A new North Carolina law that lets agricultural and other industry interests sue whistleblowers is being challenged by a federal lawsuit filed Wednesday by consumer advocates and animal rights groups, who say it is unconstitutional.
The law allows companies to sue undercover activists or even their own whistleblowing employees for documenting violations of environmental or worker safety rules. Opponents say the law would prevent the reporting of abuses not just of animals, but of children in day cares facilities and of the elderly in nursing homes.
The suit seeks to overturn the law.
The law “interferes with basic American concepts of freedom of expression,” said David Muraskin, food safety and health attorney with Public Justice, a public interest group that represents the activist groups that brought the suit. “This is a statute designed to gag North Carolina citizens, and prevent them from informing the public and even their own government."
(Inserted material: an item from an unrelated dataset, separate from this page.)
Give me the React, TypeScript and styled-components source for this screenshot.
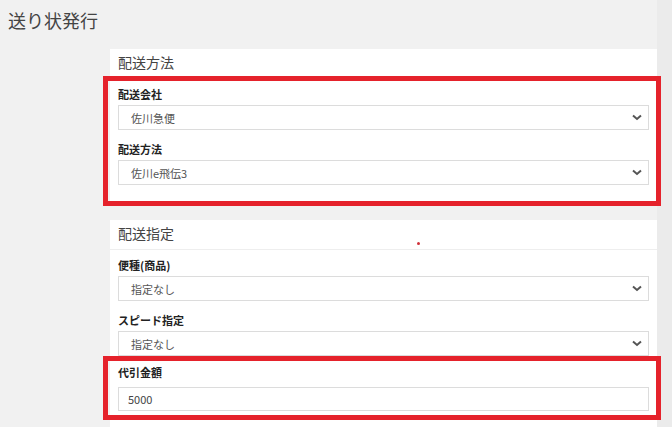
import React from "react";
import styled, { createGlobalStyle } from "styled-components";

const GlobalStyle = createGlobalStyle`
  html, body { margin: 0; padding: 0; }
  body {
    background: #f1f1f1;
    font-family: "Noto Sans CJK JP", "Noto Sans", sans-serif;
    color: #333;
  }
`;

const Page = styled.div`
  display: grid;
  grid-template-columns: 657px 1fr;
  min-height: 427px;
  overflow: hidden;
`;

const Main = styled.main`
  padding: 8px 0 0 8px;
`;

const SideStrip = styled.div`
  background: #ebebeb;
`;

const Title = styled.h1`
  margin: 0 0 17px;
  font-size: 18px;
  line-height: 24px;
  font-weight: 400;
  color: #444;
`;

const Cards = styled.div`
  margin-left: 102px;
  display: flex;
  flex-direction: column;
  gap: 16px;
`;

const Card = styled.section`
  background: #fff;
`;

const CardHeader = styled.header`
  position: relative;
  height: 30px;
  box-sizing: border-box;
  padding: 0 8px 3px;
  display: flex;
  align-items: center;
  border-bottom: 1px solid #eeeeee;
  font-size: 14px;
  line-height: 18px;
  color: #444;
`;

const Dot = styled.span`
  position: absolute;
  left: 307px;
  top: 22px;
  width: 3px;
  height: 3px;
  border-radius: 50%;
  background: #d0313a;
`;

const CardBody = styled.div<{ $pb: number }>`
  position: relative;
  padding: 7px 8px ${(p) => p.$pb}px;
`;

const Field = styled.div<{ $mt?: number }>`
  position: relative;
  display: flex;
  flex-direction: column;
  margin-top: ${(p) => p.$mt ?? 0}px;
`;

const Label = styled.label<{ $gap?: number }>`
  display: block;
  font-size: 11px;
  line-height: 16px;
  height: 16px;
  font-weight: 700;
  color: #222;
  margin-bottom: ${(p) => p.$gap ?? 3}px;
`;

const SelectWrap = styled.div`
  position: relative;
  height: 25px;
`;

const Select = styled.select`
  display: block;
  box-sizing: border-box;
  appearance: none;
  -webkit-appearance: none;
  width: 100%;
  height: 25px;
  margin: 0;
  border: 1px solid #dcdcdc;
  border-radius: 0;
  background: #fff;
  padding: 0 24px 0 12px;
  font-family: "Noto Sans CJK JP", "Noto Sans", sans-serif;
  font-size: 11px;
  color: #555;
  outline: none;
`;

const Chevron = styled.svg`
  position: absolute;
  right: 6px;
  top: 9px;
  pointer-events: none;
`;

const TextInput = styled.input`
  display: block;
  box-sizing: border-box;
  width: 100%;
  height: 24px;
  margin: 0;
  border: 1px solid #dcdcdc;
  border-radius: 0;
  padding: 0 9px;
  font-family: "Noto Sans CJK JP", "Noto Sans", sans-serif;
  font-size: 11px;
  color: #444;
  outline: none;
`;

const Highlight = styled.div<{ $t: number; $r: number; $b: number; $l: number }>`
  position: absolute;
  top: ${(p) => p.$t}px;
  right: ${(p) => p.$r}px;
  bottom: ${(p) => p.$b}px;
  left: ${(p) => p.$l}px;
  border: 5px solid #e5222b;
  pointer-events: none;
`;

function SelectField({ label, value, mt }: { label: string; value: string; mt?: number }) {
  return (
    <Field $mt={mt}>
      <Label>{label}</Label>
      <SelectWrap>
        <Select defaultValue={value}>
          <option value={value}>{value}</option>
        </Select>
        <Chevron width="12" height="7" viewBox="0 0 12 7">
          <polyline points="2,1.5 6,5 10,1.5" fill="none" stroke="#555" strokeWidth="2" />
        </Chevron>
      </SelectWrap>
    </Field>
  );
}

export default function App() {
  return (
    <>
      <GlobalStyle />
      <Page>
        <Main>
          <Title>送り状発行</Title>
          <Cards>
            <Card>
              <CardHeader>配送方法</CardHeader>
              <CardBody $pb={19}>
                <SelectField label="配送会社" value="佐川急便" />
                <SelectField label="配送方法" value="佐川e飛伝3" mt={11} />
                <Highlight $t={-3} $r={-4} $b={-2} $l={-7} />
              </CardBody>
            </Card>
            <Card>
              <CardHeader>
                配送指定
                <Dot />
              </CardHeader>
              <CardBody $pb={20}>
                <SelectField label="便種(商品)" value="指定なし" />
                <SelectField label="スピード指定" value="指定なし" mt={11} />
                <Field $mt={8}>
                  <Label $gap={7}>代引金額</Label>
                  <TextInput defaultValue="5000" />
                  <Highlight $t={-8} $r={-12} $b={-9} $l={-15} />
                </Field>
              </CardBody>
            </Card>
          </Cards>
        </Main>
        <SideStrip />
      </Page>
    </>
  );
}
Secret recordings by undercover animal rights groups have revealed allegations of unsafe or unclean business practices, often in slaughterhouses. Food companies have lobbied in state legislatures across the country for the imposition of so called “agricultural gag” or “ag gag” laws to allow lawsuits against whistleblowers. Those sued could be forced to pay substantial damages to the companies.
Such ag gag laws in other states have faced criticism on similar grounds. A federal judge last year struck down one in Idaho as unconstitutional, and challenges remain to similar measures in Wyoming and Utah, Muraskin said.
Environmental groups have expressed concern that North Carolina’s pig farming industry could escape accountability under the law, according to news website Think Progress. Swine manure can pollute ground water if not properly disposed.
The plaintiffs in the suit include public advocacy groups: Government Accountability Project, People for the Ethical Treatment of Animals (PETA), Center for Food Safety, Animal Legal Defense Fund, Farm Sanctuary, and Food and Water Watch.
The law “places the safety of our families, our food supply, and animals at risk, and it attempts to bully and threaten those working for transparency, free speech and the public good,” the groups said in a joint statement.
North Carolina Gov. Pat McCrory vetoed the legislation in June, but the legislature overrode McRory’s veto days later. The law took effect Jan. 1 this year.